Basic Usage¶

This is an example of how to train and deploy a simple agent that trade EURUSD in a metaquotes demo account. The configurations for this agent can be found in agents/t00001 and a more detailed explanation be found in the configuration documentation.

Note: - example only works Monday to Friday GMT+2/3 due to metaquotes not allowing data extract or trades on weekend demo accounts. - Steps 4+ are blocking processes, so open a new terminal to run in parallel.

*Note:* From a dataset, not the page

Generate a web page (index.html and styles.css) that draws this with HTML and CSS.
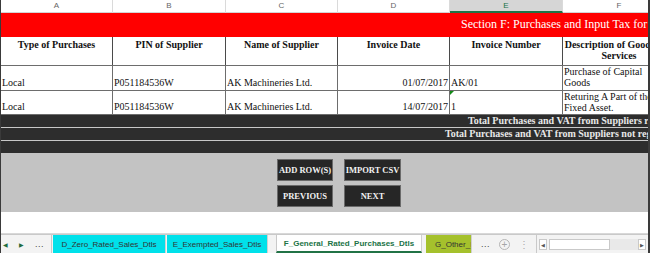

1) Connect to running docker container¶

If opening a new terminal, connect interactively to the running docker container:

docker exec -it releat /bin/bash

Note: - This assumes that the running container is called releat

2) Start services¶

Starts services necessary to train, deploy and monitor the reinforcement learning trading agent: - Aerospike: In-memory database to store features and hyperparameters - Ray: Manages compute and provides RL training and inference logic - MT5: Download data and trade for forex and futures (depending on broker) - Tensorboard: Monitor RL training progress - Redis: In memory cache for storing RL predictions

The launch-mt5-api command launched a flask api in wine to interact with MetaTrader5. It is broker specific because in the future, this architecture should allow for multi-broker strategies.

IMPORTANT: If it is the first time starting up the docker container, or if it has been rebuilt, log in the your MT5 account manually and click the allow autotrading button. If not, steps 3+ will not work.

releat start
releat launch-mt5-api metaquotes general

Note: - A demo metaquotes account can be found in the releat/utils/configs/constants.py. Alternatively you can create new credentials from the metaquotes website

3) Build training data¶

Build the features defined by the feature_config.py script and upload to Aerospike.

releat build-train-data t00001

The t00001 config creates two feature groups: - one group for 30s timeframe - one group for 5m timeframe

The features within the 30s timeframe feature group include: - average price - modified one-hot encoding of the different flag types - average spread

The features within the 5m timeframe include: - average price - min price - max price - gradient of ticks

Features are built from tick data and are scaled by: - clipping by percentile - power transformer - linear scaling - clipping for extreme values

These features are then updated to Aerospike where the key is: (<environment>, <agent_version>, <integer>), i.e. ('prod','t00001',10000) The value for this example is:

{
    "date": str,
    "30s": list,
    "5m": list,
    "price": list
}

The price here indicates the bid-ask for EURUSD for the next 2s. It is not as used an input into the training model, rather it is used to simulate slippage in the gym environment.

4) Train model¶

In this step, the RL model is defined in agent_model.py: - a class that extend Ray's rllib's Tensorflow model - simple example of gated residual network - allows arbitrary dict inputs - allows action masking (i.e. to block bad actions, i.e. a close action if no positions are open)

The training process is defined in agent_config.py: - gym_env key defines the gym environments hyperparameters and is uploaded to aerospike so it can be dynamically changed during training (if necessary). It also define training hyperparameters such as number of episodes and training frequency. - keys with the prefix rl_ map directly to Ray's rllib's training configurations

releat train t00001

Note: - If you do not have a gpu, in the agent_config.py file, change agent_config['rl_resources']['num_gpus] from 1 to 0. - Model performance can be tracked in tensorboard, where the default address is http://localhost:6006/ - Resource usage can be tracked by ray dashboard

5) Generate signal¶

Using the artifacts generated by the training process, this generate signal process is deployed to continuously: - extract data from MT5 - note if first run in a fresh install, manually log into MT5 account and click on the enable algortrading button. - build features - makes predictions by invoking the RL agent - pushes predictions to redis - loads the latest checkpoint

The frequency of the prediction is controlled by the configs set in agent_config.py

releat generate-signal t00001

6) Launch trader¶

The trader is agent version agnostic (for now) and is deployed to: - gets the predictions from redis (in the future it will have capability to aggregate predictions from multiple different RL agents) - applies some risk logic (such as lot size scaling) - applies other operational logic (i.e. minimum position hold time, forced close at session close, etc.) - executes open or close actions for long or short positions

releat launch-trader